— Start of DATASET EXCERPT —
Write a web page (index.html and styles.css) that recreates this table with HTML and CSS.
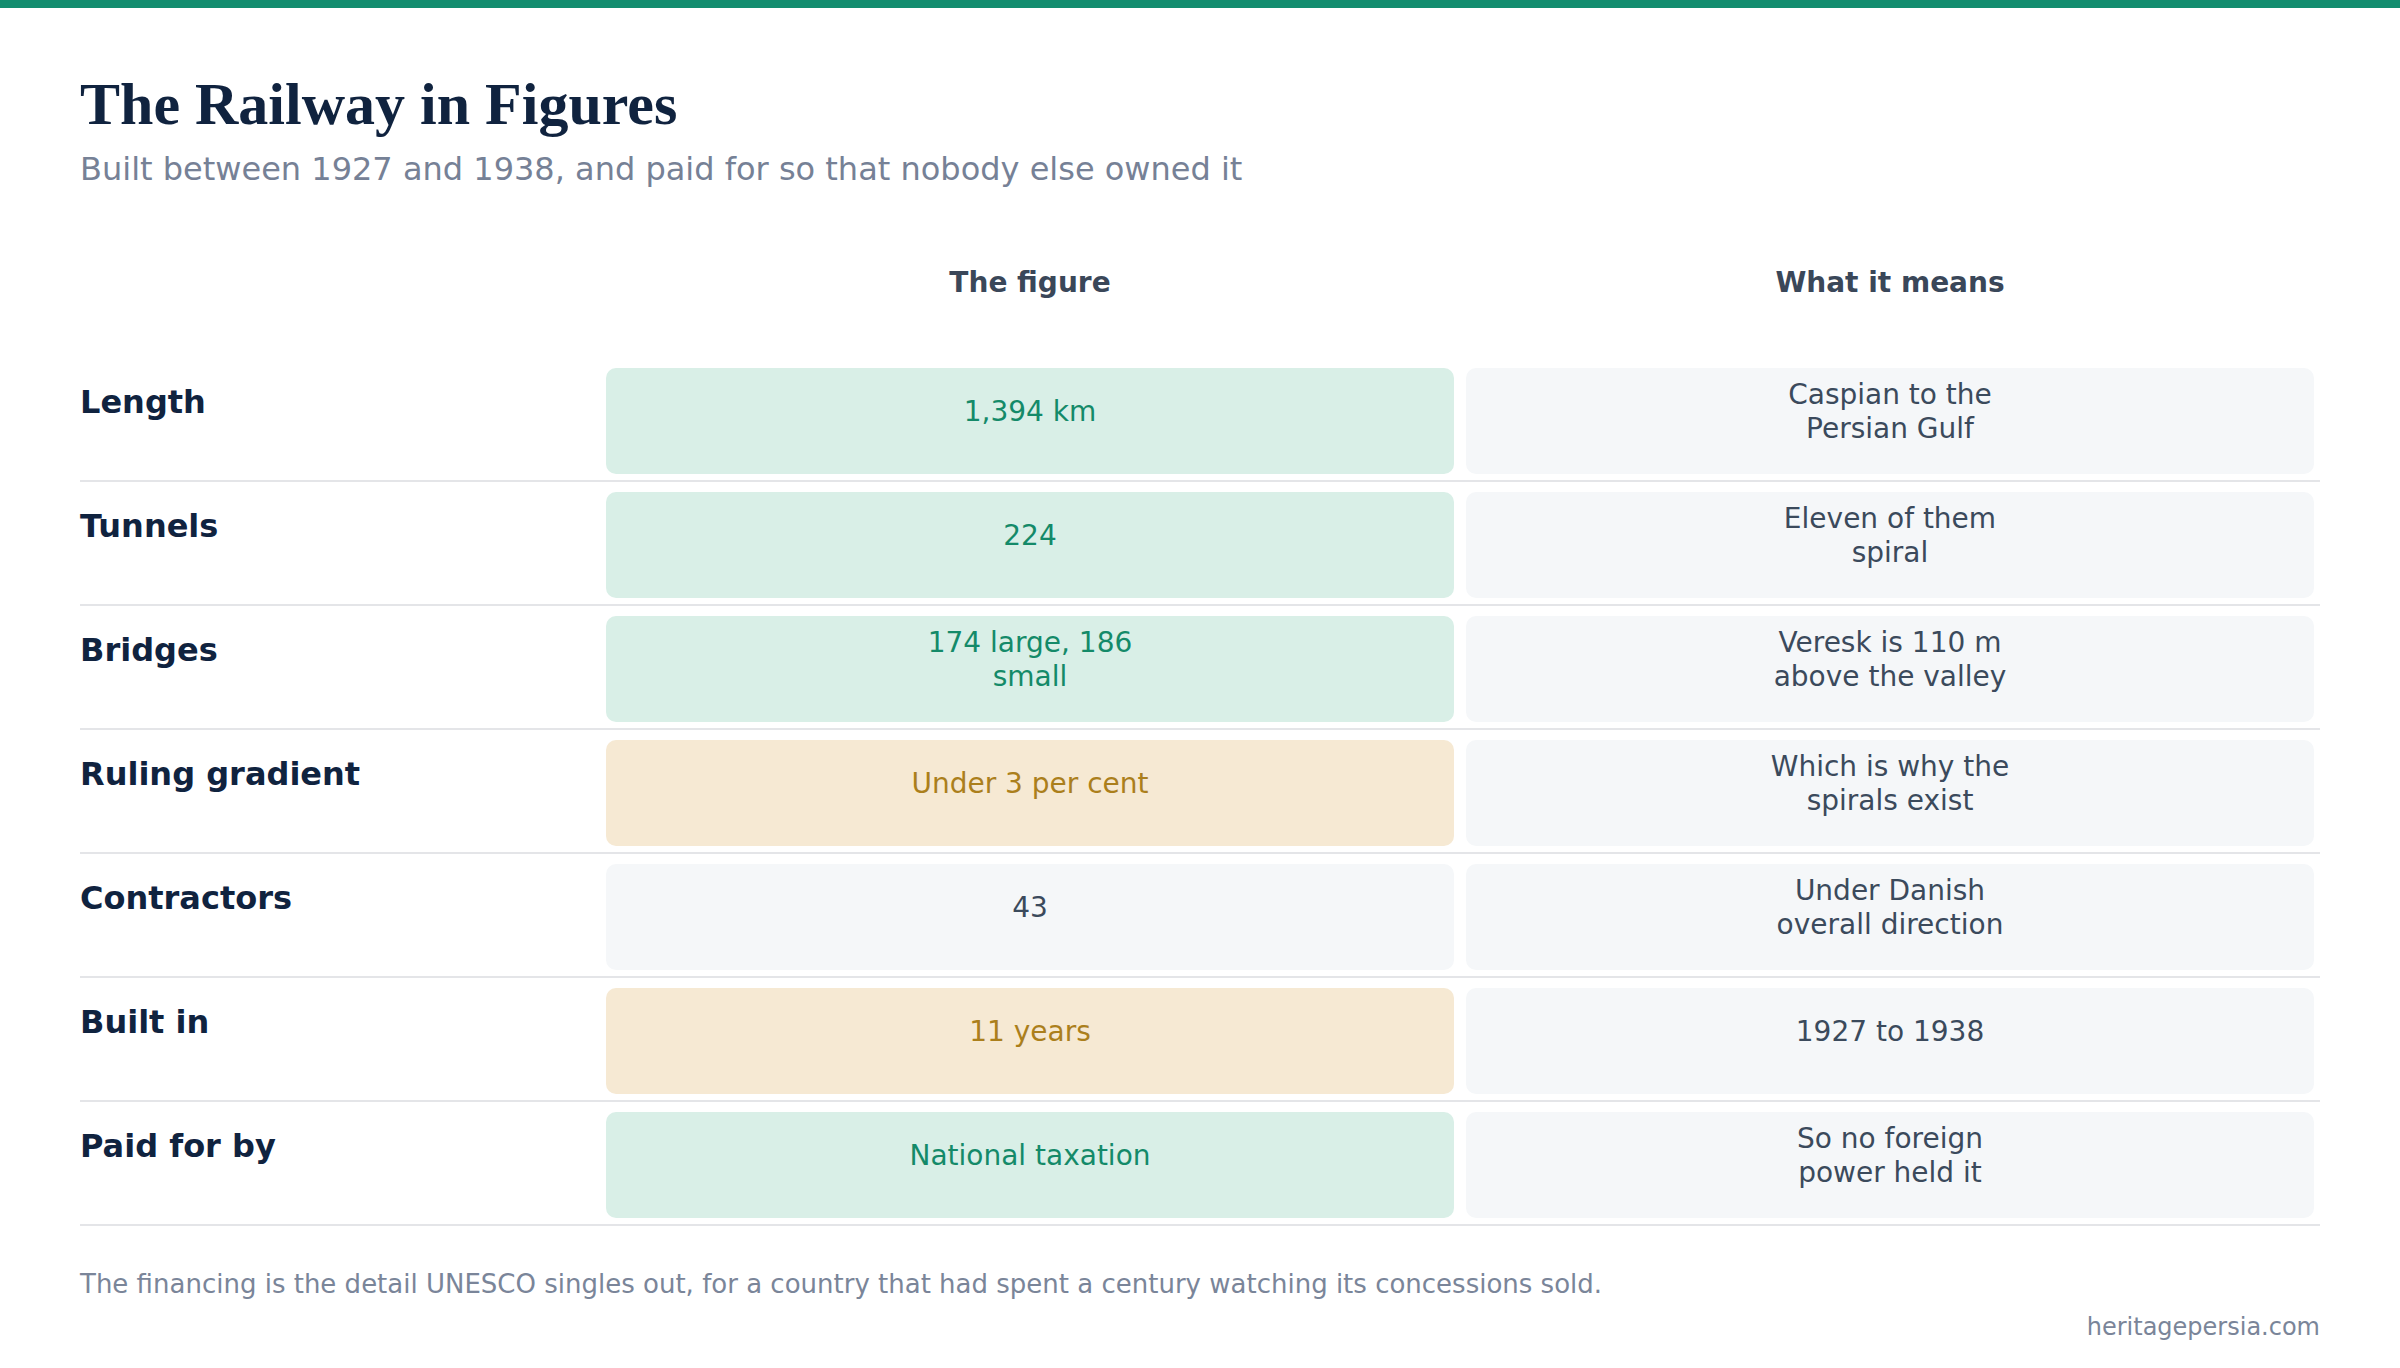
FILE: index.html
```html
<!DOCTYPE html>
<html lang="en">
<head>
<meta charset="utf-8">
<title>The Railway in Figures</title>
<link rel="stylesheet" href="styles.css">
</head>
<body>
<div class="topbar"></div>
<main class="page">
  <h1 class="title">The Railway in Figures</h1>
  <p class="subtitle">Built between 1927 and 1938, and paid for so that nobody else owned it</p>

  <div class="table">
    <div class="row head">
      <div class="label"></div>
      <div class="cell"><div class="colhead">The figure</div></div>
      <div class="cell"><div class="colhead">What it means</div></div>
    </div>

    <div class="row">
      <div class="label">Length</div>
      <div class="cell"><div class="box green"><span>1,394 km</span></div></div>
      <div class="cell"><div class="box plain"><span>Caspian to the Persian Gulf</span></div></div>
    </div>
    <div class="row">
      <div class="label">Tunnels</div>
      <div class="cell"><div class="box green"><span>224</span></div></div>
      <div class="cell"><div class="box plain"><span>Eleven of them spiral</span></div></div>
    </div>
    <div class="row">
      <div class="label">Bridges</div>
      <div class="cell"><div class="box green"><span>174 large, 186 small</span></div></div>
      <div class="cell"><div class="box plain"><span>Veresk is 110 m above the valley</span></div></div>
    </div>
    <div class="row">
      <div class="label">Ruling gradient</div>
      <div class="cell"><div class="box amber"><span>Under 3 per cent</span></div></div>
      <div class="cell"><div class="box plain"><span>Which is why the spirals exist</span></div></div>
    </div>
    <div class="row">
      <div class="label">Contractors</div>
      <div class="cell"><div class="box plain"><span>43</span></div></div>
      <div class="cell"><div class="box plain"><span>Under Danish overall direction</span></div></div>
    </div>
    <div class="row">
      <div class="label">Built in</div>
      <div class="cell"><div class="box amber"><span>11 years</span></div></div>
      <div class="cell"><div class="box plain"><span>1927 to 1938</span></div></div>
    </div>
    <div class="row">
      <div class="label">Paid for by</div>
      <div class="cell"><div class="box green"><span>National taxation</span></div></div>
      <div class="cell"><div class="box plain"><span>So no foreign power held it</span></div></div>
    </div>
  </div>

  <p class="note">The financing is the detail UNESCO singles out, for a country that had spent a century watching its concessions sold.</p>
  <p class="source">heritagepersia.com</p>
</main>
</body>
</html>
```

FILE: styles.css
```css
html, body {
  margin: 0;
  padding: 0;
  background: #ffffff;
}

body {
  font-family: "DejaVu Sans", "Noto Sans", sans-serif;
  color: #334155;
}

.topbar {
  height: 8px;
  background: #138d6f;
}

.page {
  padding: 62px 80px 0;
}

.title {
  margin: 0;
  font-family: "Liberation Serif", "Times New Roman", serif;
  font-weight: 700;
  font-size: 60px;
  line-height: 69px;
  color: #10233f;
}

.subtitle {
  margin: 12px 0 0;
  font-size: 32px;
  line-height: 37px;
  color: #768196;
}

.table {
  margin-top: 78px;
  display: flex;
  flex-direction: column;
}

.row {
  display: grid;
  grid-template-columns: 520px 860px 860px;
  padding: 10px 0 6px;
  border-bottom: 2px solid #e4e5e8;
}

.row.head {
  border-bottom: none;
  padding: 0 0 59px;
}

.colhead {
  text-align: center;
  font-weight: 700;
  font-size: 28px;
  line-height: 33px;
  color: #3a4759;
}

.label {
  padding-top: 16px;
  font-weight: 700;
  font-size: 32px;
  line-height: 37px;
  color: #10233f;
}

.cell {
  padding: 0 6px;
}

.box {
  box-sizing: border-box;
  height: 106px;
  padding: 0 20px 18px;
  border-radius: 10px;
  display: flex;
  align-items: center;
  justify-content: center;
  text-align: center;
  font-size: 28px;
  line-height: 34px;
}

.box span {
  max-width: 262px;
}

.green {
  background: #d9efe7;
  color: #148a69;
}

.amber {
  background: #f6e9d3;
  color: #ab7f1c;
}

.plain {
  background: #f5f7f9;
  color: #3b4a5c;
}

.note {
  margin: 43px 0 0;
  font-size: 26px;
  line-height: 30px;
  color: #7a8599;
}

.source {
  margin: 14px 0 0;
  text-align: right;
  font-size: 24px;
  line-height: 28px;
  color: #7a8599;
}
```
— End of DATASET EXCERPT —
> **TASK BRIEF**
All lines that include "page" are to be gathered and copied.

> **FULL RESPONSE**
Write a web page (index.html and styles.css) that recreates this table with HTML and CSS.
<main class="page">
.page {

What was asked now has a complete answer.